3) Vernacular Vernacular data is data that is provided voluntarily, mostly by private entities, for public consumption. This is the kind of data that’s provided by people on the ground. And while most of it is freely accessible to all, a certain amount of knowledge and skill is needed before actually contributing (my mother, for instance, wouldn’t know where to begin). What separates this kind of data from the others is its self-correcting nature. Vernacular data tends to be openly editable, which means that anyone who notices errors can correct them. When this is not the case, the public at large is usually given access to the machinery needed to report errors. For those of you who don’t know me and have never before read this blog, this comprises my personal favorite source of data, for a variety of reasons (it’s also the one I often refer to as ‘Dork-sourced’). I choose the word ‘vernacular’ for much the same reason it was chosen to describe structures that have been standing for centuries – because experience and dedication and commitment are often stronger than formal indoctrination. Examples of these data sources are OpenStreetMap (including the numerous spin-offs that expand upon OSM’s data) and Google Maps (the My Maps aspect, as well as the API). Other examples (sometimes referred to as ‘passive’ data) include data like geo-tagged photos at Flickr or Panoramio.

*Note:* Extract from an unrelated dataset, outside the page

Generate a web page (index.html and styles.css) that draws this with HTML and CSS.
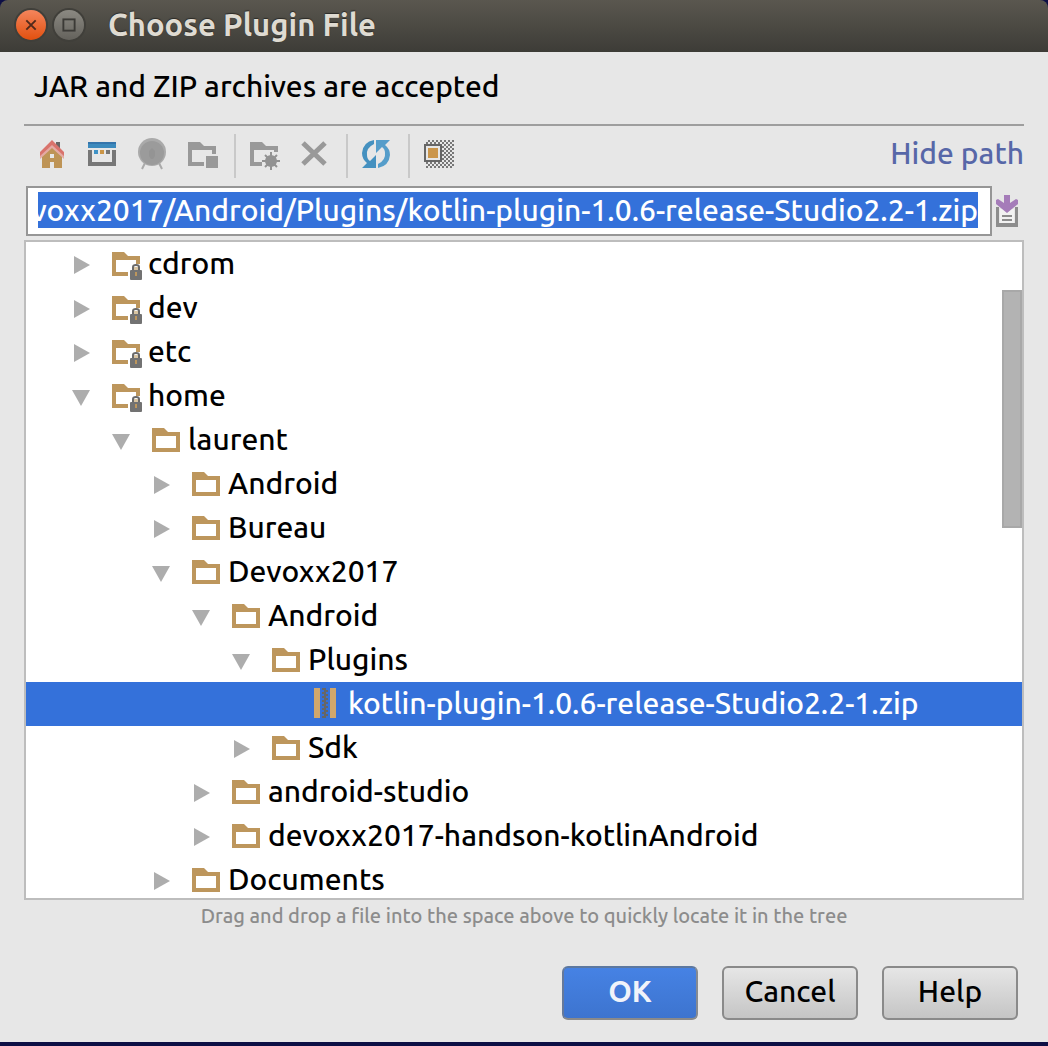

The most important thing to remember about all three of these categories is that none of them possess any kind of exclusive claim to accuracy and/or quality. I’ve chosen the locations of these lines carefully, and I feel they’re safely drawn. It is important to remember that the lines refer only to source.
In practice, I find that I tend to dance between all three categories, depending on the project at hand and the data I can get my hands on for said project. I have my personal preferences, and they usually dictate where I start a search for data, but at the end of the day I select my sources based solely upon who offers the best available data for the task I have before me. I’m sure I’m not alone in this.